I’ll end with Nyman’s awesome conclusion:
“Thus, the beginning point for the Latter-day Saints today is to accept and use the Book of Mormon and other records (the Book of Moses, the Book of Abraham, the Doctrine and Covenants, and the Joseph Smith Translation) that the Lord has given us as companion volumes to the Bible. The Lord has promised that when we make full use of the records we now have, he will give us many more records that will greatly benefit us individually and collectively. These records will be consistent with the Book of Mormon in neither adding to nor diminishing from the doctrine and messages of the Revelation of John or of other scriptures.”

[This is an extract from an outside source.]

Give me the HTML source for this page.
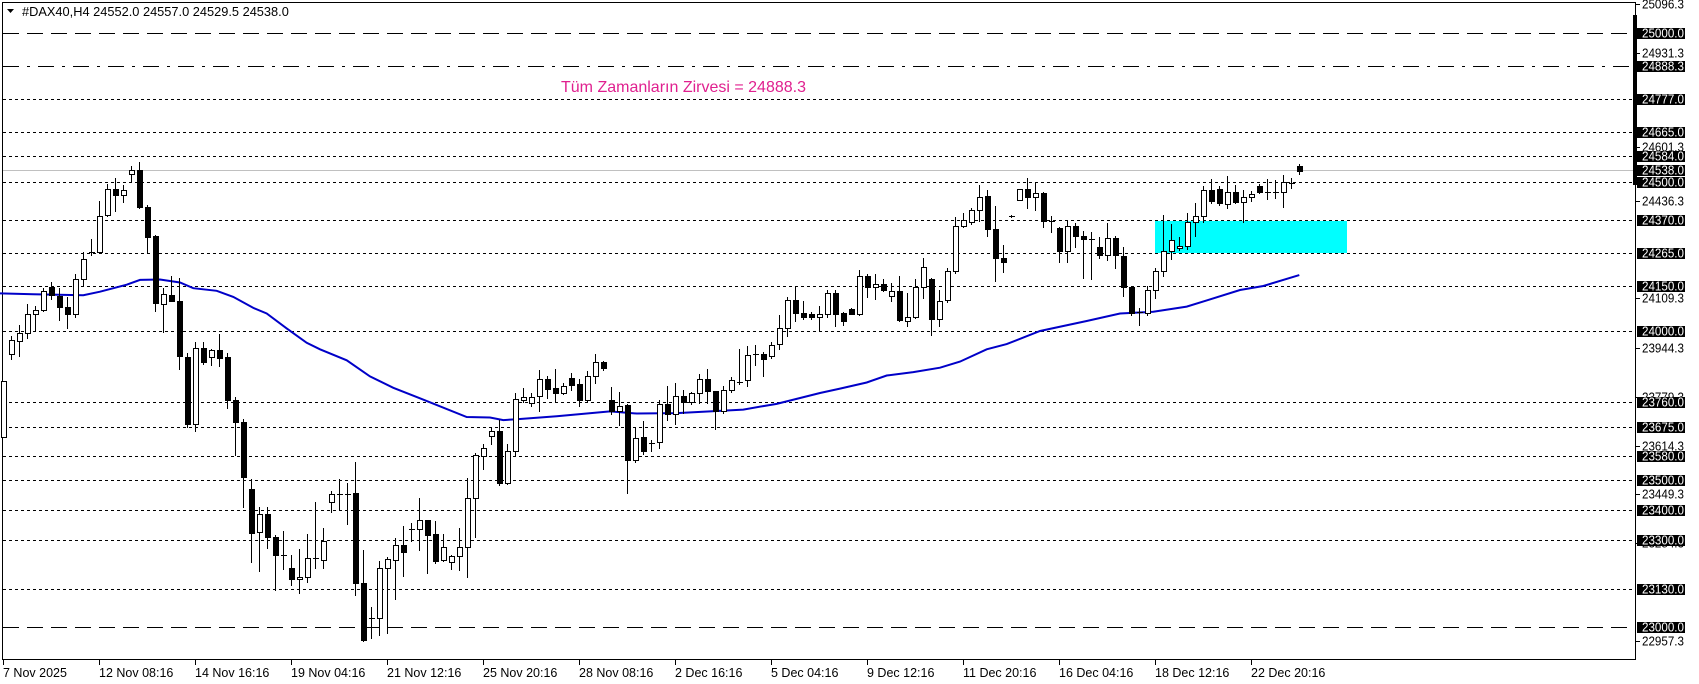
<!DOCTYPE html>
<html><head><meta charset="utf-8"><style>
body{margin:0;background:#fff;width:1699px;height:684px;overflow:hidden;font-family:"Liberation Sans",Arial,sans-serif}
svg{position:absolute;left:0;top:0}
</style></head><body>
<svg id="s" width="1699" height="684" xmlns="http://www.w3.org/2000/svg" font-family="Liberation Sans, Arial, sans-serif">
<rect x="2.5" y="2.5" width="1633" height="657" fill="none" stroke="#000" stroke-width="1"/>
<g id="lines" stroke="#000" stroke-width="1"></g>
<line x1="3" y1="170.5" x2="1635" y2="170.5" stroke="#c0c0c0"/>
<rect x="1155" y="221" width="192" height="32" fill="#00ffff"/>
<polyline id="ma" fill="none" stroke="#0000c8" stroke-width="2"/>
<g id="c"></g>
<text x="561" y="92" font-size="16" fill="#e0208f">Tüm Zamanların Zirvesi = 24888.3</text>
<path d="M7 9 L14 9 L10.5 13 Z" fill="#000"/>
<text x="22" y="16" font-size="12.8" fill="#000">#DAX40,H4  24552.0 24557.0 24529.5 24538.0</text>
<rect x="1633" y="15" width="4" height="170" fill="#000"/>
<g id="ax" font-size="12.5"></g>
<g id="tx" font-size="12.5"></g>
</svg>
<script>
var NS="http://www.w3.org/2000/svg";
function el(t,a,p,txt){var e=document.createElementNS(NS,t);for(var k in a)e.setAttribute(k,a[k]);if(txt)e.textContent=txt;p.appendChild(e);return e;}
var L=document.getElementById('lines');
var lines=[[32.5,"16,8"],[66,"16,8,3,8"],[99,"3,3"],[132,"3,3"],[156,"3,3"],[182,"3,3"],[220,"3,3"],[253,"3,3"],[286,"3,3"],[331,"3,3"],[402,"3,3"],[427,"3,3"],[456,"3,3"],[480,"3,3"],[510,"3,3"],[540,"3,3"],[589,"3,3"],[627,"16,8"]];
lines.forEach(function(l){var y=Math.round(l[0])+0.5;el('line',{x1:3,y1:y,x2:1634,y2:y,'stroke-dasharray':l[1]},L);});
var F=2.29;
var D=[[873,1000,873,1000,0],[778,810,770,822,0],[763,780,745,815,0],[720,763,697,775,0],[711,720,700,755,0],[667,711,660,712,0],[657,675,645,685,1],[678,703,660,733,1],[702,718,680,750,1],[640,718,628,725,0],[593,640,578,652,0],[578,578,548,585,0],[494,578,460,580,0],[433,493,422,495,0],[433,446,408,484,1],[434,446,423,462,0],[390,398,380,415,0],[390,474,370,476,1],[473,542,470,580,1],[541,695,538,712,1],[673,696,660,760,0],[675,690,633,690,1],[690,816,636,845,1],[817,972,808,978,1],[796,972,783,987,0],[796,828,783,834,1],[802,817,800,835,0],[802,820,766,838,1],[818,915,808,935,1],[915,966,908,1043,1],[966,1092,960,1160,1],[1120,1220,1098,1287,1],[1178,1218,1160,1308,0],[1178,1230,1160,1255,1],[1230,1271,1225,1350,1],[1272,1272,1216,1304,0],[1300,1326,1272,1340,1],[1321,1326,1257,1358,0],[1278,1321,1222,1333,0],[1278,1278,1150,1300,0],[1240,1282,1208,1300,0],[1132,1150,1124,1173,0],[1132,1132,1098,1168,0],[1132,1132,1106,1200,0],[1130,1335,1058,1362,1],[1335,1465,1260,1468,1],[1416,1416,1390,1460,0],[1300,1416,1285,1455,0],[1280,1300,1275,1450,0],[1248,1282,1232,1372,0],[1248,1263,1205,1318,1],[1212,1212,1198,1238,0],[1190,1212,1140,1260,0],
[1190,1225,1190,1313,1],[1222,1285,1192,1290,1],[1252,1282,1222,1284,0],[1273,1287,1270,1303,0],[1252,1273,1210,1305,0],[1140,1252,1095,1322,0],[1042,1140,1038,1230,0],[1026,1045,1016,1075,0],[987,998,980,1016,0],[987,1106,962,1110,1],[1032,1106,1016,1108,0],[913,1032,900,1042,0],[908,915,888,920,0],[908,922,900,930,0],[867,907,848,942,0],[867,890,862,912,1],[888,900,844,918,1],[885,900,878,902,0],[865,882,855,892,1],[880,915,868,930,1],[862,915,850,920,0],[830,862,810,878,0],[830,842,826,848,1],[916,942,886,948,1],[930,942,898,973,0],[928,1053,926,1128,1],[1003,1053,980,1058,0],[1000,1033,963,1040,1],[1015,1015,1008,1032,0],[926,1012,916,1027,0],[926,947,885,962,1],[906,947,878,970,0],[906,921,893,946,1],[900,920,898,925,0],[868,899,856,922,0],[868,895,846,924,1],[896,942,896,982,1],[893,942,884,946,0],[870,893,864,898,0],[874,874,800,880,0],[813,870,792,884,0],[810,810,790,836,0],[810,822,806,860,1],[790,815,784,820,0],[752,788,722,800,0],[688,752,680,770,0],[688,716,654,734,1],[716,726,690,730,1],[718,727,714,730,1],[720,727,700,755,0],[670,720,665,725,0],
[670,720,665,746,1],[717,735,714,744,1],[708,718,706,720,1],[632,718,618,722,0],[631,658,628,680,1],[650,658,628,684,0],[651,664,638,666,1],[667,677,648,690,0],[667,733,631,735,1],[725,734,672,746,0],[658,725,640,728,0],[612,658,590,682,0],[640,730,636,768,1],[690,730,664,746,0],[620,688,614,692,0],[518,620,496,625,0],[503,518,487,520,0],[482,508,477,512,0],[450,482,424,506,0],[448,525,436,540,1],[524,590,472,644,1],[590,600,562,624,1],[495,495,493,497,0],[432,458,432,458,0],[432,452,408,476,1],[443,452,420,482,0],[442,505,440,520,1],[505,505,494,532,0],[522,575,520,600,1],[518,574,505,600,0],[518,541,510,566,1],[540,548,528,636,1],[548,548,532,640,0],[565,584,543,590,1],[544,585,511,596,0],[544,585,540,614,1],[586,658,565,678,1],[658,716,655,722,1],[714,714,706,745,0],[665,716,654,722,0],[620,665,614,682,0],[575,620,492,632,0],[550,575,513,594,0],[563,568,542,572,0],[508,563,488,570,0],[494,508,466,540,0],[434,494,426,508,0],[434,460,410,465,1],[432,466,426,470,1],[440,468,402,477,0],[440,462,424,465,1],
[451,462,434,508,0],[444,450,438,460,0],[426,440,422,442,1],[440,440,410,456,0],[440,440,412,454,0],[416,440,400,474,0],[418,418,408,430,0],[380,392,375,398,1]];
var C=document.getElementById('c');
D.forEach(function(d,i){var x=Math.round(3.3+8*i)+0.5;var t=Math.round(d[0]/F),b=Math.round(d[1]/F),h=Math.round(d[2]/F),l=Math.round(d[3]/F);
el('line',{x1:x,y1:h,x2:x,y2:l+1,stroke:'#000'},C);
if(b-t<1){el('line',{x1:x-2.5,y1:t+0.5,x2:x+3.5,y2:t+0.5,stroke:'#000'},C);}
else el('rect',{x:x-2,y:t+0.5,width:5,height:b-t,fill:d[4]?'#000':'#fff',stroke:'#000'},C);});
var M=[[0,672],[100,674],[250,676],[300,668],[380,652],[420,641],[480,640],[540,647],[580,660],[650,666],[700,680],[760,705],[800,718],[860,752],[920,785],[960,800],[1040,825],[1110,862],[1180,888],[1260,912],[1400,955],[1470,956],[1510,962],[1550,960],[1670,953],[1830,942],[1910,947],[2030,946],[2130,942],[2230,938],[2290,930],[2330,925],[2460,900],[2520,890],[2600,876],[2660,860],[2740,852],[2820,842],[2880,828],[2960,800],[3020,788],[3120,758],[3260,735],[3360,718],[3460,714],[3560,702],[3620,688],[3720,664],[3790,655],[3898,630]];
document.getElementById('ma').setAttribute('points',M.map(function(p){return (p[0]/3).toFixed(1)+','+(p[1]/F).toFixed(1)}).join(' '));
var A=document.getElementById('ax');
[[4,"25096.3"],[53,"24931.3"],[147,"24601.3"],[201,"24436.3"],[298,"24109.3"],[348,"23944.3"],[397,"23779.3"],[446,"23614.3"],[494,"23449.3"],[543,"23284.3"],[641,"22957.3"]].forEach(function(g){el('line',{x1:1636,y1:g[0]+0.5,x2:1640,y2:g[0]+0.5,stroke:'#000'},A);el('text',{x:1642,y:g[0]+4.5,fill:'#000',textLength:42,lengthAdjust:'spacingAndGlyphs'},A,g[1]);});
[[32.5,"25000.0"],[66,"24888.3"],[99,"24777.0"],[132,"24665.0"],[156,"24584.0"],[170,"24538.0"],[182,"24500.0"],[220,"24370.0"],[253,"24265.0"],[286,"24150.0"],[331,"24000.0"],[402,"23760.0"],[427,"23675.0"],[456,"23580.0"],[480,"23500.0"],[510,"23400.0"],[540,"23300.0"],[589,"23130.0"],[627,"23000.0"]].forEach(function(g){var y=Math.round(g[0]);el('rect',{x:1637,y:y-5,width:48,height:11,fill:'#000'},A);el('text',{x:1642,y:y+4.5,fill:'#fff',textLength:42,lengthAdjust:'spacingAndGlyphs'},A,g[1]);});
var T=document.getElementById('tx');
[[3,"7 Nov 2025"],[99,"12 Nov 08:16"],[195,"14 Nov 16:16"],[291,"19 Nov 04:16"],[387,"21 Nov 12:16"],[483,"25 Nov 20:16"],[579,"28 Nov 08:16"],[675,"2 Dec 16:16"],[771,"5 Dec 04:16"],[867,"9 Dec 12:16"],[963,"11 Dec 20:16"],[1059,"16 Dec 04:16"],[1155,"18 Dec 12:16"],[1251,"22 Dec 20:16"]].forEach(function(g){el('line',{x1:g[0]+0.5,y1:660,x2:g[0]+0.5,y2:665,stroke:'#000'},T);el('text',{x:g[0],y:677,fill:'#000'},T,g[1]);});
</script>
</body></html>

The sooner we accept the scriptures we have, the sooner we’ll get additional records. This means ceasing the effort by Mesoamerican scholars to sow disbelief in what Joseph and Oliver taught; ceasing the effort to “see” Mesoamerica in the text by redefining terms; and ceasing the effort to establish the two-Cumorahs theory that causes members of the Church to become confused and disturbed in their faith.